At the age of fifteen, a fervent Hitler Youth graduate, as indeed was almost the entire youth of the country after twelve years of Hitler, he had commanded a small unit of children younger than himself and old men over seventy. His mission, armed with one Panzerfaust and three bolt-action rifles, had been to stop the columns of General George Patton’s tanks. Not surprisingly, he had failed, and spent his adolescence in Bavaria under American occupation, which he hated. He had little time for his mother, a religious fanatic who wanted him to become a priest. At seventeen he ran away, crossed the French frontier at Strasbourg, and signed on in the Foreign Legion at the recruiting office sited in Strasbourg for the purpose of picking up runaway Germans and Belgians. After a year in Sidi Bel Abbés, he went with the expeditionary force to Indochina. Eight years and Dien Bien Phu later, with a lung removed by surgeons at Tourane (Danang), fortunately unable to watch the final humiliation in Hanoi, he was flown back to France. After recuperation he was sent to Algeria in 1958 as a top sergeant in the elite of the elite of the French colonial army, the 1er Régiment Étranger Parachutistes. He was one of a handful who had already survived the utter destruction of the 1er REP twice in Indochina, when it was at battalion size and later at regiment size. He revered only two men, Colonel Roger Faulques, who had been in the original Compagnie Étrangère Parachutistes when, at company strength, it had been wiped out the first time, and Commandant Le Bras, another veteran, who now commanded the Garde Républicaine of the Republic of Gabon and kept that uranium-rich state safe for France. Even Colonel Marc Rodin, who had once commanded him, had lost his respect when the OAS finally crumbled.

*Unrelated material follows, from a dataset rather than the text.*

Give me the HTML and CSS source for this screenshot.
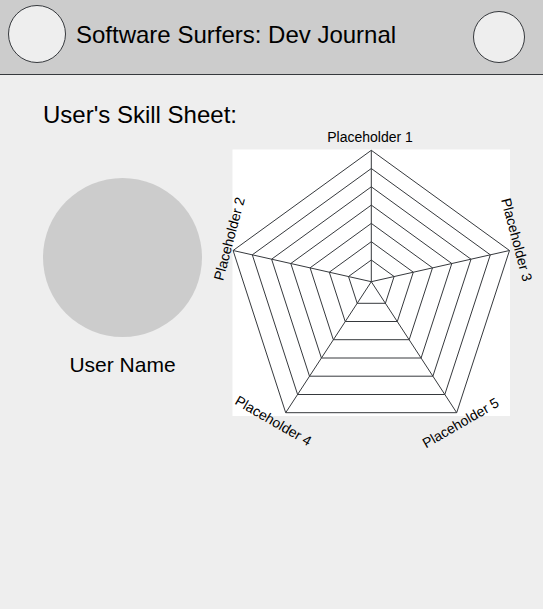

Semmler had been in the 1er REP when it marched to a man into perdition in the putsch of Algiers and was later disbanded permanently by Charles de Gaulle. He had followed where his French officers had led, and later, picked up just after Algerian independence in Marseilles in September 1962, had served two years in prison. His four rows of campaign ribbons had saved him from worse. A civilian for the first time in twenty years in 1964, he had been contacted by a former cellmate with a proposition—to join him in a smuggling operation in the Mediterranean. For three years, apart from one spent in an Italian jail, he had run spirits, gold, and occasionally arms from one end of the Mediterranean to the other. He had been making a fortune on the Italy-Yugoslavia cigarette run when his partner had double-crossed the buyers and the sellers at the same time, pointed the finger at Semmler, and vanished with the money. Wanted by a lot of belligerent gentlemen, Semmler had hitched a lift by sea to Spain, ridden a series of buses to Lisbon, contacted an arms-dealer friend, and taken passage to the African war, about which he had read in the papers. Shannon had taken him like a shot, for with sixteen years of combat he was more experienced than all of them in jungle warfare. He too dozed on the flight to Libreville.